--- SOURCE EXCERPT ---
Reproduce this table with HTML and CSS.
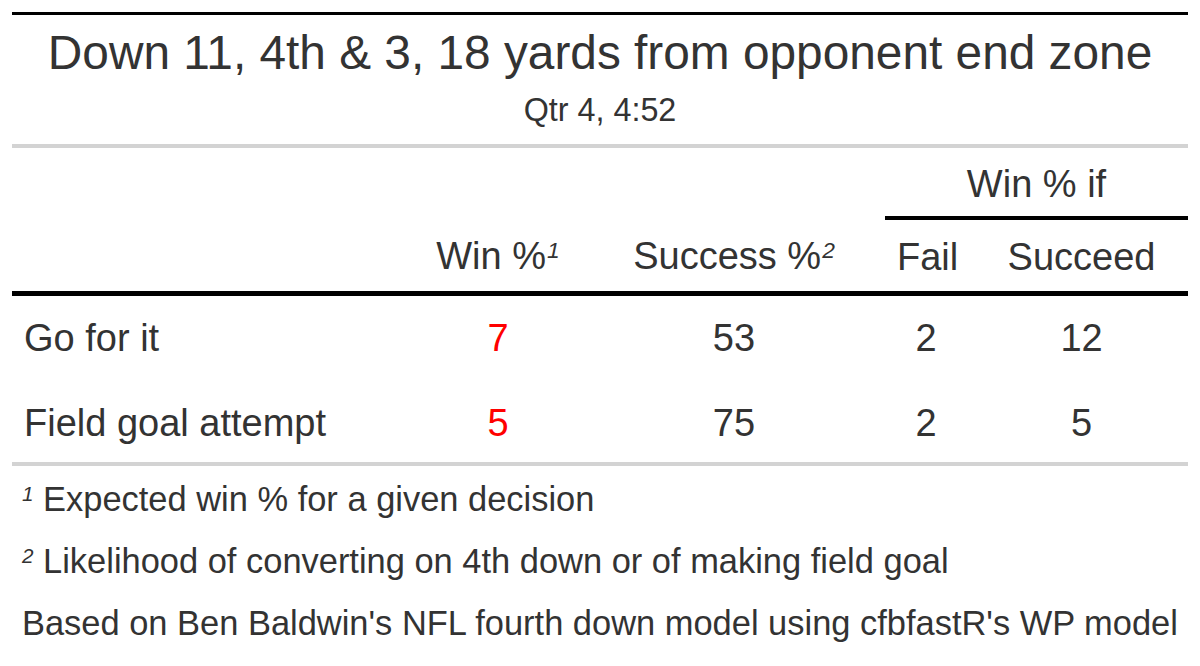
FILE: index.html
```html
<!DOCTYPE html>
<html>
<head>
<meta charset="utf-8">
<link rel="stylesheet" href="styles.css">
</head>
<body>
<div class="wrap">
<table class="gt">
  <colgroup>
    <col class="c-stub">
    <col class="c-win">
    <col class="c-succ">
    <col class="c-fail">
    <col class="c-sd">
  </colgroup>
  <thead>
    <tr>
      <th colspan="5" class="heading">
        <div class="title">Down 11, 4th &amp; 3, 18 yards from opponent end zone</div>
        <div class="subtitle">Qtr 4, 4:52</div>
      </th>
    </tr>
    <tr class="spanrow">
      <th class="blank"></th>
      <th class="blank"></th>
      <th class="blank"></th>
      <th colspan="2" class="spanner"><span>Win % if</span></th>
    </tr>
    <tr class="labels">
      <th class="blank"></th>
      <th class="lab">Win %<sup class="mark">1</sup></th>
      <th class="lab">Success %<sup class="mark">2</sup></th>
      <th class="lab">Fail</th>
      <th class="lab sd">Succeed</th>
    </tr>
  </thead>
  <tbody>
    <tr class="r1">
      <td class="stub">Go for it</td>
      <td class="num red">7</td>
      <td class="num">53</td>
      <td class="num">2</td>
      <td class="num sd">12</td>
    </tr>
    <tr class="r2">
      <td class="stub">Field goal attempt</td>
      <td class="num red">5</td>
      <td class="num">75</td>
      <td class="num">2</td>
      <td class="num sd">5</td>
    </tr>
  </tbody>
  <tfoot>
    <tr>
      <td colspan="5" class="foot">
        <div class="fn first"><sup class="mark">1</sup> Expected win % for a given decision</div>
        <div class="fn"><sup class="mark">2</sup> Likelihood of converting on 4th down or of making field goal</div>
        <div class="fn">Based on Ben Baldwin's NFL fourth down model using cfbfastR's WP model</div>
      </td>
    </tr>
  </tfoot>
</table>
</div>
</body>
</html>
```

FILE: styles.css
```css
html, body {
  margin: 0;
  padding: 0;
  background: #ffffff;
}

.wrap {
  padding: 12px 12px 0 12px;
}

.gt {
  width: 1176px;
  table-layout: fixed;
  border-collapse: collapse;
  font-family: "Liberation Sans", Arial, Helvetica, sans-serif;
  font-size: 38px;
  color: #333333;
  border-top: 3px solid #000000;
}

.c-stub { width: 401px; }
.c-win { width: 170px; }
.c-succ { width: 302px; }
.c-fail { width: 82px; }
.c-sd { width: 221px; }

th, td {
  padding: 0;
  font-weight: normal;
}

.heading {
  text-align: center;
  padding: 14px 12px 16px 12px;
  border-bottom: 4px solid #d3d3d3;
}

.title {
  font-size: 47.8px;
  line-height: 48px;
}

.subtitle {
  font-size: 32.3px;
  line-height: 36px;
  margin-top: 15px;
}

.spanrow th {
  line-height: 44px;
  padding: 14px 0 10px 0;
}

.spanner {
  text-align: center;
  border-bottom: 4px solid #000000;
}

.labels th {
  line-height: 44px;
  padding: 15px 12px 12px 12px;
  text-align: center;
  border-bottom: 5px solid #000000;
}

.labels th.lab-win {
  padding-left: 16px;
}

.mark {
  font-style: italic;
  font-size: 60%;
  line-height: 0;
  vertical-align: 0.5em;
  margin-left: 1px;
}

.fn .mark {
  margin-left: 0;
}

tbody td {
  line-height: 44px;
  padding: 20px 12px 20px 12px;
}

.labels th.sd,
tbody td.sd {
  padding-left: 20px;
  padding-right: 12px;
}

.r2 td {
  padding-top: 21px;
  padding-bottom: 17px;
  border-bottom: 4px solid #d3d3d3;
}

.stub {
  text-align: left;
}

.num {
  text-align: center;
}

.red {
  color: #ff0000;
}

.foot {
  padding: 2px 4px 0 10px;
}

.fn {
  font-size: 34.45px;
  line-height: 42px;
  padding: 10px 0;
  white-space: nowrap;
}
```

--- WHAT NEEDS TO BE DONE ---
Make an exact copy of the whole listing, but don't bring over any pictures.

--- ANSWER FOR THE TASK ---
Reproduce this table with HTML and CSS.
FILE: index.html
```html
<!DOCTYPE html>
<html>
<head>
<meta charset="utf-8">
<link rel="stylesheet" href="styles.css">
</head>
<body>
<div class="wrap">
<table class="gt">
  <colgroup>
    <col class="c-stub">
    <col class="c-win">
    <col class="c-succ">
    <col class="c-fail">
    <col class="c-sd">
  </colgroup>
  <thead>
    <tr>
      <th colspan="5" class="heading">
        <div class="title">Down 11, 4th &amp; 3, 18 yards from opponent end zone</div>
        <div class="subtitle">Qtr 4, 4:52</div>
      </th>
    </tr>
    <tr class="spanrow">
      <th class="blank"></th>
      <th class="blank"></th>
      <th class="blank"></th>
      <th colspan="2" class="spanner"><span>Win % if</span></th>
    </tr>
    <tr class="labels">
      <th class="blank"></th>
      <th class="lab">Win %<sup class="mark">1</sup></th>
      <th class="lab">Success %<sup class="mark">2</sup></th>
      <th class="lab">Fail</th>
      <th class="lab sd">Succeed</th>
    </tr>
  </thead>
  <tbody>
    <tr class="r1">
      <td class="stub">Go for it</td>
      <td class="num red">7</td>
      <td class="num">53</td>
      <td class="num">2</td>
      <td class="num sd">12</td>
    </tr>
    <tr class="r2">
      <td class="stub">Field goal attempt</td>
      <td class="num red">5</td>
      <td class="num">75</td>
      <td class="num">2</td>
      <td class="num sd">5</td>
    </tr>
  </tbody>
  <tfoot>
    <tr>
      <td colspan="5" class="foot">
        <div class="fn first"><sup class="mark">1</sup> Expected win % for a given decision</div>
        <div class="fn"><sup class="mark">2</sup> Likelihood of converting on 4th down or of making field goal</div>
        <div class="fn">Based on Ben Baldwin's NFL fourth down model using cfbfastR's WP model</div>
      </td>
    </tr>
  </tfoot>
</table>
</div>
</body>
</html>
```

FILE: styles.css
```css
html, body {
  margin: 0;
  padding: 0;
  background: #ffffff;
}

.wrap {
  padding: 12px 12px 0 12px;
}

.gt {
  width: 1176px;
  table-layout: fixed;
  border-collapse: collapse;
  font-family: "Liberation Sans", Arial, Helvetica, sans-serif;
  font-size: 38px;
  color: #333333;
  border-top: 3px solid #000000;
}

.c-stub { width: 401px; }
.c-win { width: 170px; }
.c-succ { width: 302px; }
.c-fail { width: 82px; }
.c-sd { width: 221px; }

th, td {
  padding: 0;
  font-weight: normal;
}

.heading {
  text-align: center;
  padding: 14px 12px 16px 12px;
  border-bottom: 4px solid #d3d3d3;
}

.title {
  font-size: 47.8px;
  line-height: 48px;
}

.subtitle {
  font-size: 32.3px;
  line-height: 36px;
  margin-top: 15px;
}

.spanrow th {
  line-height: 44px;
  padding: 14px 0 10px 0;
}

.spanner {
  text-align: center;
  border-bottom: 4px solid #000000;
}

.labels th {
  line-height: 44px;
  padding: 15px 12px 12px 12px;
  text-align: center;
  border-bottom: 5px solid #000000;
}

.labels th.lab-win {
  padding-left: 16px;
}

.mark {
  font-style: italic;
  font-size: 60%;
  line-height: 0;
  vertical-align: 0.5em;
  margin-left: 1px;
}

.fn .mark {
  margin-left: 0;
}

tbody td {
  line-height: 44px;
  padding: 20px 12px 20px 12px;
}

.labels th.sd,
tbody td.sd {
  padding-left: 20px;
  padding-right: 12px;
}

.r2 td {
  padding-top: 21px;
  padding-bottom: 17px;
  border-bottom: 4px solid #d3d3d3;
}

.stub {
  text-align: left;
}

.num {
  text-align: center;
}

.red {
  color: #ff0000;
}

.foot {
  padding: 2px 4px 0 10px;
}

.fn {
  font-size: 34.45px;
  line-height: 42px;
  padding: 10px 0;
  white-space: nowrap;
}
```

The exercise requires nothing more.